The movie is an amusing watch for the first hour or so, and then peters off, so to speak
Ajit Duara Ajit Duara | 01 Sep, 2017
Before the marriage of her daughter, the mother of the leading lady in this movie is insistent that only Ali Baba should be granted entrance to the treasure trove of her daughter. She is most particular about the forty thieves being kept out. Unfortunately, she has neglected to give Ali Baba, her prospective son-in-law, the secret code, “Open Sesame”. Other more visual metaphors for the inability to deflower a girl on her wedding night, include a broken biscuit, soggy from being dipped in tea. A whole range of similar jokes are arraigned in this film about the failure of a man to perform on his debut, once the curtains of the stage are drawn.
It is an arranged marriage fixed through the internet, and we are introduced fairly quickly to the couple, seen before in a similar situation in ‘Dum Laga Ke Haisha’. Here, the same actors play Mudit (Ayushmann Khurrana) and Sugandha (Bhumi Pednekar), both of whom are granted a brief ‘get to know each other’ period by their parents, before the date of the wedding is set. One evening, after they have a vigorous kissing and petting session that does not, unfortunately, lead to a grand finale, Mudit confesses to his ‘gent’s problem’, as he euphemistically calls it. The news spreads like wildfire, and soon the parents, the friends, the two families concerned and, possibly, the whole colony gets to know about it.

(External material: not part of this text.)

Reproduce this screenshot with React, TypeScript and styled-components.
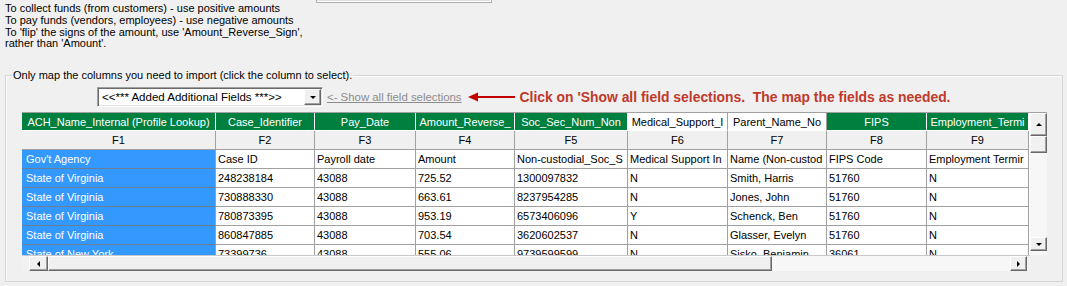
import styled, { createGlobalStyle } from "styled-components";

const GlobalStyle = createGlobalStyle`
  html, body {
    margin: 0;
    padding: 0;
    background: #f0f0f0;
  }
  body {
    width: 1067px;
    height: 286px;
    overflow: hidden;
    font-family: "Liberation Sans", Arial, sans-serif;
    font-size: 11px;
    color: #000;
  }
`;

const Page = styled.div`
  display: flex;
  flex-direction: column;
  padding-left: 5px;
  width: 1058px;
`;

const TopArea = styled.div`
  display: flex;
  align-items: flex-start;
  height: 69px;
`;

const Notes = styled.div`
  width: 311px;
  padding-top: 3px;
  line-height: 11.8px;
`;

const ClippedControl = styled.div`
  width: 174px;
  height: 2px;
  border: 1px solid #adadad;
  border-top: none;
  background: #e1e1e1;
  box-shadow: inset -1px -1px 0 #fff;
`;

const Group = styled.fieldset`
  margin: 0;
  padding: 0;
  min-width: 0;
  width: 1056px;
  border: 1px solid #d5d5d5;
  box-shadow: inset 1px 1px 0 #fff;

  legend {
    margin-left: 6px;
    padding: 0 1px;
    line-height: 13px;
  }
`;

const Content = styled.div`
  display: flex;
  flex-direction: column;
  gap: 5px;
  padding: 5px 0 10px 16px;
`;

const ComboRow = styled.div`
  display: flex;
  align-items: center;
  height: 20px;
  margin-left: 75px;
`;

const Combo = styled.div`
  display: flex;
  align-items: center;
  justify-content: space-between;
  box-sizing: border-box;
  width: 226px;
  height: 20px;
  background: #fff;
  border: 1px solid;
  border-color: #a0a0a0 #fff #fff #a0a0a0;
  box-shadow: inset 1px 1px 0 #696969, inset -1px -1px 0 #e3e3e3;
  padding: 0 1px 0 4px;
  font-size: 11.5px;
`;

const Button3D = styled.div<{ $w: number; $h: number }>`
  display: flex;
  align-items: center;
  justify-content: center;
  box-sizing: border-box;
  flex: none;
  width: ${(p) => p.$w}px;
  height: ${(p) => p.$h}px;
  background: #f0f0f0;
  border: 1px solid;
  border-color: #fff #696969 #696969 #fff;
  box-shadow: inset -1px -1px 0 #a0a0a0;
`;

const Triangle = styled.span<{ $dir: "up" | "down" | "left" | "right" }>`
  width: 0;
  height: 0;
  border: 3px solid transparent;
  ${(p) =>
    p.$dir === "up"
      ? "border-bottom: 3px solid #000; border-top-width: 0; border-left-width: 3.5px; border-right-width: 3.5px;"
      : p.$dir === "down"
      ? "border-top: 3px solid #000; border-bottom-width: 0; border-left-width: 3.5px; border-right-width: 3.5px;"
      : p.$dir === "left"
      ? "border-right: 3px solid #000; border-left-width: 0; border-top-width: 3.5px; border-bottom-width: 3.5px;"
      : "border-left: 3px solid #000; border-right-width: 0; border-top-width: 3.5px; border-bottom-width: 3.5px;"}
`;

const ShowLink = styled.span`
  margin-left: 4px;
  color: #8c8c8c;
  text-decoration: underline;
  font-size: 11.4px;
`;

const Arrow = styled.svg`
  margin-left: 6px;
  flex: none;
`;

const Callout = styled.span`
  margin-left: 5px;
  color: #c0392b;
  font-weight: bold;
  font-size: 13.9px;
  white-space: pre;
`;

const GridFrame = styled.div`
  display: grid;
  grid-template-columns: 1008px 17px;
  grid-template-rows: 143px 16px;
`;

const Table = styled.div<{ $cols: string }>`
  display: grid;
  grid-template-columns: ${(p) => p.$cols};
  grid-template-rows: 18px 19px;
  grid-auto-rows: 19px;
  overflow: hidden;
  border-top: 1px solid #a0a0a0;
  background: #fff;
`;

type CellKind = "head" | "headOff" | "field" | "key" | "data";

const Cell = styled.div<{ $kind: CellKind }>`
  box-sizing: border-box;
  display: flex;
  align-items: center;
  white-space: nowrap;
  overflow: hidden;
  border-right: 1px solid #a0a0a0;
  border-bottom: 1px solid #a0a0a0;
  padding-left: 2px;

  ${(p) =>
    p.$kind === "head" &&
    `
    justify-content: center;
    padding: 0;
    background: #00803f;
    color: #fff;
    border-right-color: #fff;
    border-bottom-color: #fff;
  `}
  ${(p) =>
    p.$kind === "headOff" &&
    `
    justify-content: center;
    padding: 0;
    background: #fff;
    color: #000;
    border-right-color: #a0a0a0;
    border-bottom-color: #fff;
  `}
  ${(p) =>
    p.$kind === "field" &&
    `
    justify-content: center;
    padding: 0;
    background: #f0f0f0;
  `}
  ${(p) =>
    p.$kind === "key" &&
    `
    padding-left: 4px;
    background: #3399ff;
    color: #fff;
    border-bottom-color: #6a7f96;
  `}
`;

const VScroll = styled.div`
  display: flex;
  flex-direction: column;
  padding-bottom: 4px;
  background: #f7f7f7;
  border-top: 1px solid #a0a0a0;
`;

const Track = styled.div`
  flex: 1;
  background: #f7f7f7;
`;

const HScroll = styled.div`
  display: flex;
  align-items: stretch;
  border-top: 1px solid #c8c8c8;
  background: #f2f2f2;
  padding-left: 7px;
  padding-right: 3px;
`;

const Thumb = styled(Button3D)`
  flex: none;
`;

type Column = { name: string; field: string; width: number; mapped: boolean };

const columns: Column[] = [
  { name: "ACH_Name_Internal (Profile Lookup)", field: "F1", width: 194, mapped: true },
  { name: "Case_Identifier", field: "F2", width: 99, mapped: true },
  { name: "Pay_Date", field: "F3", width: 101, mapped: true },
  { name: "Amount_Reverse_", field: "F4", width: 99, mapped: true },
  { name: "Soc_Sec_Num_Non", field: "F5", width: 113, mapped: true },
  { name: "Medical_Support_I", field: "F6", width: 100, mapped: false },
  { name: "Parent_Name_No", field: "F7", width: 99, mapped: false },
  { name: "FIPS", field: "F8", width: 100, mapped: true },
  { name: "Employment_Termi", field: "F9", width: 102, mapped: true },
];

const rows: string[][] = [
  ["Gov't Agency", "Case ID", "Payroll date", "Amount", "Non-custodial_Soc_S", "Medical Support In", "Name (Non-custod", "FIPS Code", "Employment Termir"],
  ["State of Virginia", "248238184", "43088", "725.52", "1300097832", "N", "Smith, Harris", "51760", "N"],
  ["State of Virginia", "730888330", "43088", "663.61", "8237954285", "N", "Jones, John", "51760", "N"],
  ["State of Virginia", "780873395", "43088", "953.19", "6573406096", "Y", "Schenck, Ben", "51760", "N"],
  ["State of Virginia", "860847885", "43088", "703.54", "3620602537", "N", "Glasser, Evelyn", "51760", "N"],
  ["State of New York", "73399736", "43088", "555.06", "9739599599", "N", "Sisko, Benjamin", "36061", "N"],
];

export default function App() {
  const cols = columns.map((c) => `${c.width}px`).join(" ");

  return (
    <>
      <GlobalStyle />
      <Page>
        <TopArea>
          <Notes>
            To collect funds (from customers) - use positive amounts
            <br />
            To pay funds (vendors, employees) - use negative amounts
            <br />
            To 'flip' the signs of the amount, use 'Amount_Reverse_Sign',
            <br />
            rather than 'Amount'.
          </Notes>
          <ClippedControl />
        </TopArea>

        <Group>
          <legend>Only map the columns you need to import (click the column to select).</legend>
          <Content>
            <ComboRow>
              <Combo>
                <span>{"<<*** Added Additional Fields ***>>"}</span>
                <Button3D $w={17} $h={16}>
                  <Triangle $dir="down" />
                </Button3D>
              </Combo>
              <ShowLink>{"<- Show all field selections"}</ShowLink>
              <Arrow width="47" height="10" viewBox="0 0 47 10">
                <line x1="8" y1="5" x2="47" y2="5" stroke="#c00000" strokeWidth="2" />
                <polygon points="0,5 10,0.5 10,9.5" fill="#c00000" />
              </Arrow>
              <Callout>{"Click on 'Show all field selections.  The map the fields as needed."}</Callout>
            </ComboRow>

            <GridFrame>
              <Table $cols={cols}>
                {columns.map((c) => (
                  <Cell key={c.field + "h"} $kind={c.mapped ? "head" : "headOff"}>
                    {c.name}
                  </Cell>
                ))}
                {columns.map((c) => (
                  <Cell key={c.field} $kind="field">
                    {c.field}
                  </Cell>
                ))}
                {rows.map((r, i) =>
                  r.map((v, j) => (
                    <Cell key={`${i}-${j}`} $kind={j === 0 ? "key" : "data"}>
                      {v}
                    </Cell>
                  ))
                )}
              </Table>

              <VScroll>
                <Button3D $w={17} $h={23}>
                  <Triangle $dir="up" />
                </Button3D>
                <Thumb $w={17} $h={17} />
                <Track />
                <Button3D $w={17} $h={14}>
                  <Triangle $dir="down" />
                </Button3D>
              </VScroll>

              <HScroll>
                <Button3D $w={19} $h={15}>
                  <Triangle $dir="left" />
                </Button3D>
                <Thumb $w={724} $h={15} />
                <Track />
                <Button3D $w={17} $h={15}>
                  <Triangle $dir="right" />
                </Button3D>
              </HScroll>
            </GridFrame>
          </Content>
        </Group>
      </Page>
    </>
  );
}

The supporting cast is excellent. It has most of the usual suspects in the situational comedies of smaller budget Hindi movies, characters like the bride’s mother (Seema Pahwa), given as she is to reading out loud her jottings on the romance of her own wedding night, long years ago, during her tryst with Sugandha’s father. The claustrophobic interiors of the homes, the vivid description of the lack of privacy in the tightly knit communities of the bride and groom; all this comes through effectively. The inability of the couple to make either set of parents understand that sexual problems represent social problems, and that this aspect of their relationship can only be sorted out by the two of them when they are granted that privacy; this too is communicated well.
’Shubh Mangal Savdhan’ falters when all the comic possibilities in elucidating a man’s personal problem are exhausted. Once the litany of jokes and the myriad images of performance anxiety are done to death, there is nothing to sustain the plot. Like the other associative ailment of premature ejaculation, all the humour has been let out too quickly. This happens very fast in the second half of the film. Once the recurring question is posed – does Mudit manage to do it, or does he not – the film has to search for a fitting ‘climax’. This is found in the last shot of the movie – a TV screen with a recording of one of our rockets blasting off to outer space. Patriotism is clearly the last refuge of the sexually dysfunctional.
An indication that the makers themselves realise the inadequacy of plot devices to sustain the film arrives, when, after dragging the story along for about half an hour, they are obliged to insert a cameo – a guest appearance by Jimmy Shergill, who appears suddenly, out of the blue. Apparently, the actor is shooting a film on condoms, and Mudit is made to have a brief, meaningless conversation with him, as he brushes past him on his way to locate Sugandha.
‘Shubh Mangal Savdhan’ is an amusing watch for the first hour or so, and then peters off, so to speak.